Wilson Cruz, who plays Discovery‘s doctor Hug Culber and Stamets’ partner, chimes in. "It’s kinda like how we are as a nation right now for so many of us. We see the consequences of a society like that and we have opportunities to change course. At least we do in our real world, so I hope people take that opportunity. "
Stamets and Culber marked the inclusion of Star Trek‘s first gay couple, a choice that was celebrated by most fans who understand the real intentions behind Star Trek, and criticized by a few homophobic voices. The inclusion of Stamets and Culber’s relationship, however, brings the series closer to Roddenberry’s inclusive ideals, and brings LGBTQ representation to a beloved franchise.

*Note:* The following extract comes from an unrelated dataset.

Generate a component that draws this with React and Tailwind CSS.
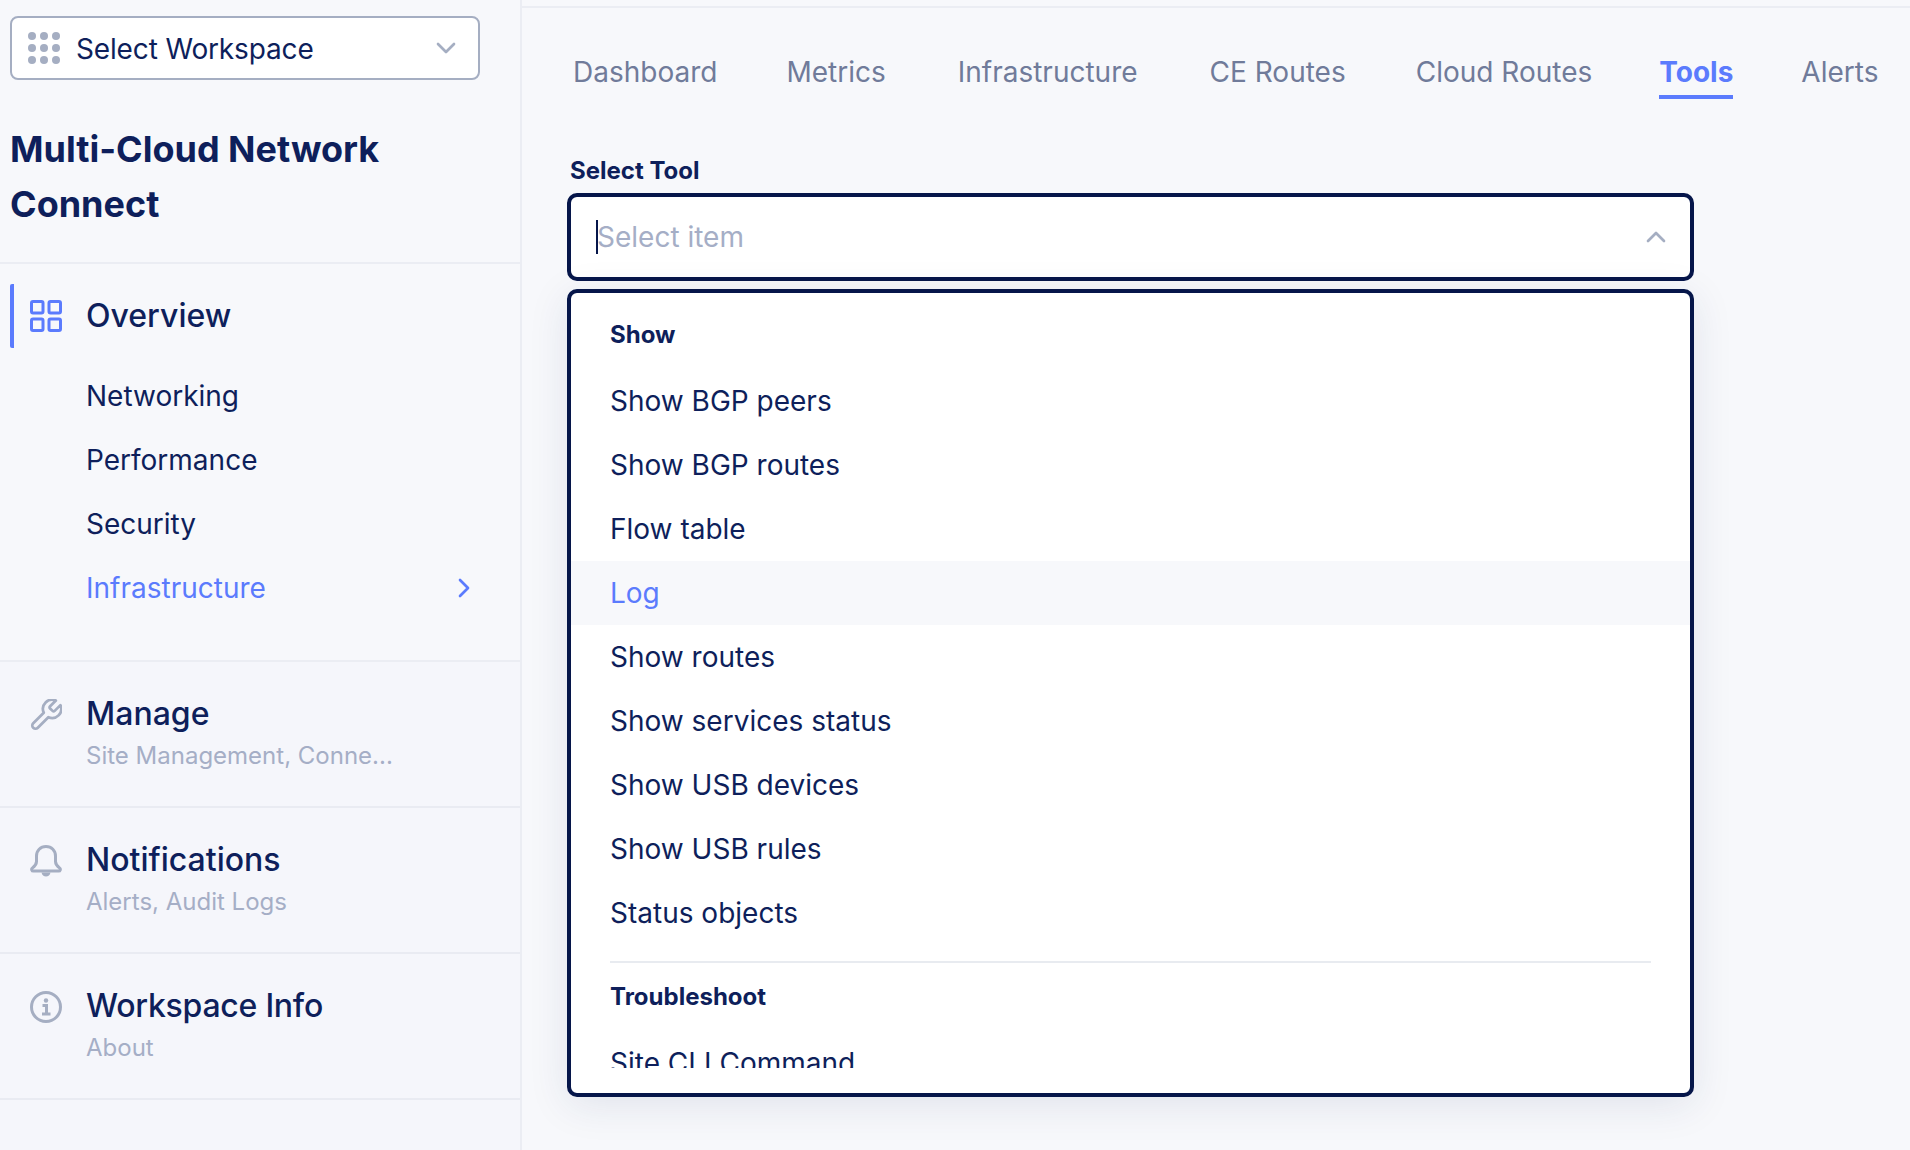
import React from 'react';
import { ChevronDown, ChevronUp, ChevronRight } from 'lucide-react';

const tabs = [
    { name: 'Dashboard', gap: '' },
    { name: 'Metrics', gap: 'ml-[69px]' },
    { name: 'Infrastructure', gap: 'ml-[72px]' },
    { name: 'CE Routes', gap: 'ml-[72px]' },
    { name: 'Cloud Routes', gap: 'ml-[70px]' },
    { name: 'Tools', gap: 'ml-[67px]' },
    { name: 'Alerts', gap: 'ml-[68px]' },
];
const subItems = ['Networking', 'Performance', 'Security'];
const showItems = ['Show BGP peers', 'Show BGP routes', 'Flow table', 'Log', 'Show routes', 'Show services status', 'Show USB devices', 'Show USB rules', 'Status objects'];

const DotsIcon = () => (
    <svg width="32" height="32" viewBox="0 0 32 32" fill="#a5aec2" className="shrink-0">
        {[4, 16, 28].map(y => [4, 16, 28].map(x => <circle key={`${x}-${y}`} cx={x} cy={y} r="4" />))}
    </svg>
);

const GridIcon = () => (
    <svg width="32" height="32" viewBox="0 0 32 32" fill="none" stroke="#5b7bfd" strokeWidth="3" className="shrink-0">
        <rect x="1.5" y="1.5" width="11.5" height="11.5" rx="1.5" />
        <rect x="19" y="1.5" width="11.5" height="11.5" rx="1.5" />
        <rect x="1.5" y="19" width="11.5" height="11.5" rx="1.5" />
        <rect x="19" y="19" width="11.5" height="11.5" rx="1.5" />
    </svg>
);

const WrenchIcon = () => (
    <svg width="32" height="32" viewBox="1.500 1.500 21 21" fill="none" stroke="#a5aec2" strokeWidth="1.800" strokeLinejoin="round" className="shrink-0">
        <path d="M14.7 6.3a1 1 0 0 0 0 1.4l1.6 1.6a1 1 0 0 0 1.4 0l3.77-3.77a6 6 0 0 1-7.94 7.94l-6.91 6.91a2.12 2.12 0 0 1-3-3l6.91-6.91a6 6 0 0 1 7.94-7.94l-3.76 3.76z" />
    </svg>
);

const BellIcon = () => (
    <svg width="32" height="32" viewBox="0 0 32 32" fill="none" stroke="#a5aec2" strokeWidth="3" strokeLinejoin="round" className="shrink-0">
        <path d="M16 1.500c-5.600 0-9.500 4-9.500 9.500v5.500c0 2.600-1.600 4.600-4.200 6.600-1.200 1-.6 3 1 3h25.400c1.600 0 2.200-2 1-3-2.600-2-4.200-4-4.200-6.600V11c0-5.500-3.900-9.500-9.500-9.500z" />
        <path d="M11.500 27.500h9c-.4 2.400-2.300 4-4.500 4s-4.100-1.600-4.500-4z" fill="#a5aec2" stroke="none" />
    </svg>
);

const InfoIcon = () => (
    <svg width="32" height="32" viewBox="0 0 32 32" fill="none" stroke="#a5aec2" strokeWidth="3" className="shrink-0">
        <circle cx="16" cy="16" r="14.500" />
        <circle cx="16" cy="9.500" r="2.200" fill="#a5aec2" stroke="none" />
        <path d="M12.500 14.500H16.500V23M12 23H20.500" />
    </svg>
);

const SideSection = ({ icon, title, sub, titleClass = '' }) => (
    <div className="flex h-[146px] gap-[24px] border-b-2 border-[#e9ebf2] pl-[30px] pt-[33px]">
        <div className="mt-[4px] shrink-0">{icon}</div>
        <div className="-mt-[1px]">
            <div className={`${titleClass} text-[32px] leading-[40px] font-medium text-[#0e1f5b]`}>{title}</div>
            <div className="mt-[6px] text-[24px] leading-[32px] text-[#a5aec6]">{sub}</div>
        </div>
    </div>
);

const App = () => {
    return (
        <div className="flex h-[1150px] w-full overflow-hidden bg-[#f7f8fb] font-['Inter',sans-serif]">
            <aside className="flex w-[522px] shrink-0 flex-col border-r-2 border-[#ebedf3]">
                <div className="ml-[10px] mt-[16px] flex h-[64px] w-[470px] items-center rounded-[8px] border-2 border-[#a5aec2] bg-white pl-[16px] pr-[16px]">
                    <DotsIcon />
                    <span className="ml-[16px] flex-1 pt-[2px] text-[28px] tracking-[-0.15px] text-[#0e1f5b]">Select Workspace</span>
                    <ChevronDown size={32} color="#a5aec2" strokeWidth={2} />
                </div>

                <div className="border-b-2 border-[#ebedf3] pb-[30px] pl-[10px] pt-[42px] text-[36px] font-bold leading-[55px] text-[#0e1f5b]">
                    Multi-Cloud Network<br />Connect
                </div>

                <div className="border-b-2 border-[#ebedf3] pb-[40px] pt-[20px]">
                    <div className="flex h-[64px] items-center">
                        <div className="ml-[10px] h-full w-[4px] rounded-l-[2px] bg-[#5b7bfd]" />
                        <div className="ml-[16px]"><GridIcon /></div>
                        <span className="ml-[24px] text-[32px] font-medium text-[#0e1f5b]">Overview</span>
                    </div>
                    <div className="mt-[16px] pl-[86px]">
                        {subItems.map(item => (
                            <div key={item} className="flex h-[64px] items-center text-[28px] text-[#0e1f5b]">{item}</div>
                        ))}
                        <div className="flex h-[64px] items-center justify-between pr-[40px] text-[28px] text-[#5b7bfd]">
                            Infrastructure
                            <ChevronRight size={32} color="#5b7bfd" strokeWidth={2} />
                        </div>
                    </div>
                </div>

                <div className="flex-1 bg-[#f5f6fb]">
                    <SideSection icon={<WrenchIcon />} title="Manage" sub="Site Management, Conne..." />
                    <SideSection icon={<BellIcon />} title="Notifications" sub="Alerts, Audit Logs" />
                    <SideSection icon={<InfoIcon />} title="Workspace Info" sub="About" titleClass="tracking-[-0.25px]" />
                </div>
            </aside>

            <main className="mt-[6px] min-w-0 flex-1 border-t-2 border-[#ebedf3]">
                <nav className="flex pl-[51px] pt-[44px]">
                    {tabs.map(tab => (
                        tab.name === 'Tools' ? (
                            <div key={tab.name} className={`${tab.gap} border-b-4 border-[#5b7bfd] pb-[3px] text-[28px] font-bold leading-[40px] text-[#5b7bfd]`}>{tab.name}</div>
                        ) : (
                            <div key={tab.name} className={`${tab.gap} pb-[7px] text-[28px] leading-[40px] text-[#707b9a]`}>{tab.name}</div>
                        )
                    ))}
                </nav>

                <div className="ml-[45px] w-[1127px] pt-[56px]">
                    <label className="mb-[6px] ml-[3px] block text-[24px] font-bold leading-[32px] text-[#0e1f5b]">Select Tool</label>
                    <div className="flex h-[88px] items-center justify-between rounded-[10px] border-4 border-[#06164a] bg-white pl-[26px] pr-[18px]">
                        <div className="relative text-[28px] leading-[34px] text-[#a5aec6]">
                            <span className="absolute -left-[1px] top-0 h-[34px] w-[2px] bg-[#06164a]" />
                            Select item
                        </div>
                        <ChevronUp size={32} color="#a5aec2" strokeWidth={2} />
                    </div>

                    <div className="mt-[8px] h-[808px] rounded-[10px] border-4 border-[#06164a] bg-white shadow-[0_8px_40px_rgba(30,45,100,0.1)]">
                        <div className="h-[775px] overflow-hidden pt-[26px]">
                            <div className="pl-[39px] text-[24px] font-bold leading-[32px] text-[#0e1f5b]">Show</div>
                            <div className="mt-[18px]">
                                {showItems.map(item => (
                                    <div
                                        key={item}
                                        className={item === 'Log'
                                            ? 'flex h-[64px] items-center bg-[#f7f8fb] pl-[39px] text-[28px] text-[#5b7bfd]'
                                            : 'flex h-[64px] items-center pl-[39px] text-[28px] text-[#0e1f5b]'}
                                    >
                                        {item}
                                    </div>
                                ))}
                            </div>
                            <div className="mx-[39px] mt-[16px] h-[2px] bg-[#e8ebf0]" />
                            <div className="mt-[18px] pl-[39px] text-[24px] font-bold leading-[32px] text-[#0e1f5b]">Troubleshoot</div>
                            <div className="mt-[18px] flex h-[64px] items-center pl-[39px] text-[28px] text-[#0e1f5b]">Site CLI Command</div>
                        </div>
                    </div>
                </div>
            </main>
        </div>
    );
}

export default App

"As much as I appreciate this job and this opportunity, I appreciate it more and more as each day passes with this administration because it inspires me to believe that there is a better alternative than the one we have at the moment," Cruz says. "Our jobs as artists is to help people imagine and to help inspire them to imagine a better world, especially in Star Trek. That’s what it always has done. It’s always asked its audience to imagine what it would be like if we all actually, not just acknowledged and tolerated our differences, but celebrated those differences."
He continues, speaking passionately: "Our version of Star Trek is about the world and the struggle that it takes to create that ideal. It doesn’t just happen. It happens because we as humanity make that choice that that’s the kind of world we want to live in. I feel that right now we are at a place where we need to start making that choice."
Martin-Green agrees, noting that the opportunity to represent a better world is a once-in-a-lifetime benefit. "It’s such a blessing and privilege and honor to be here telling this story with the people I get to tell it with and to further this legacy," she says. "This is a call to arms for me. I want to step on the battlefield, bring out my weapon of love. It’s the most powerful weapon we have."
In that way, Star Trek has presented us with a true challenge, and it’s time to start living up to, and creating, Roddenberry’s vision of the future.